The question that occurred to me is how similar are dogs and humans precisely where oncogenic mutations happen in human. Dogs get cancer too -- I've known two dogs lost to cancer -- but of course their pattern of environmental insults is likely to be different. But how different are the actual hotspots for mutations? In other words, can we expect to see the same oncogenic mutations in dogs as humans or do species-specific differences prevent this?
So I pulled a mutation table out of one of the TCGA solid tumor publications and slurped out all missense or nonsense mutations with 10 or more occurrences (an arbitrary cutoff). That gave me 64 different recurrent mutations (with 45 positions represented total), which included a lot of familiar faces: APC and BRAF and IDH1/2 and KRAS and others. I aligned those proteins to dog and pulled out the human and dog codons. Ran into my first snag there -- the table used Ensembl transcripts without version numbers and that accession for BRAF now has a bizarre 40 amino acid insertion in it (which is, NOT COOL to have a protein translation change wildly between accession versions). Once a hack was put in for that, I had my 45 codon pairs mapped.

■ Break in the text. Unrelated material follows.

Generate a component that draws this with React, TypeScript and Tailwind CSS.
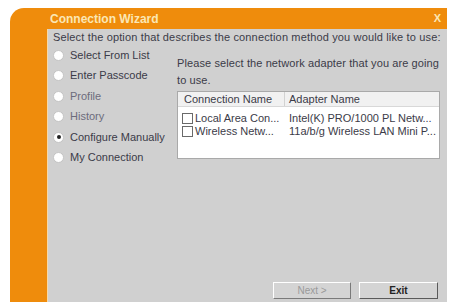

Three quarters -- 34/45 (76%) of the codons are the same. There are two cases in which the amino acid in dog is different than human -- both in ZNF814 and both non-conservative changes of Asp to Gly -- curiously both positions have Asp to Glu mutations in TCGA, which might be conservative. So maybe those aren't real.
That leaves 9 cases where a different synonymous codon is used in dog than the one in human. The original idea was to look for cases in which codon choice might change the available amino acids by a single mutation. There are two cases in which the human codon can be mutated in one step to the stop codon seen in the TCGA data but the dog codon cannot . CDKN2A has R58 and R80 encoded by CGA but in both cases they are CGC codons in dog. So human can mutate by transition to TGA but dog cannot.
The one other codon choice which might alter dog mutation spectra is at TP53 codon 273: it is CGG (Arg) in human which can go to TGG Trp; the dog AGG could also mutated to Trp but that is now a transversion rather than a transition, so less likely.
All the other cases cover cases where the third position is neutral with respect to which amino acid: PIK3CA Arg 88 mutates to Gln, and that's just as probable with human CGA as dog CGG. EGFR Gly 553 mutates to Val; that's unaffected by the choice of third position nucleotide.
This, of course, covers only a limited amount of the possible ways differences in the local sequence environment might influence mutation. I also didn't attempt to look at multi-amino acid changes such as the recurrent activating in-frame deletions in EGFR.
I could imagine this approach being developed into an exercise for mid-level bioinformatics students. The tools involved aren't particularly difficult and the concept is straightforward, making it a useful teaching exercise. One could imagine assigning different non-human organisms to different students to analyze, enabling the class to see how phylogenetic distance is reflected in a specific biological context.
I will sign off now, having woven a small tale -- I had hoped to find a warp in codon usage in creatures that woof, but it turns out that dog won't hunt.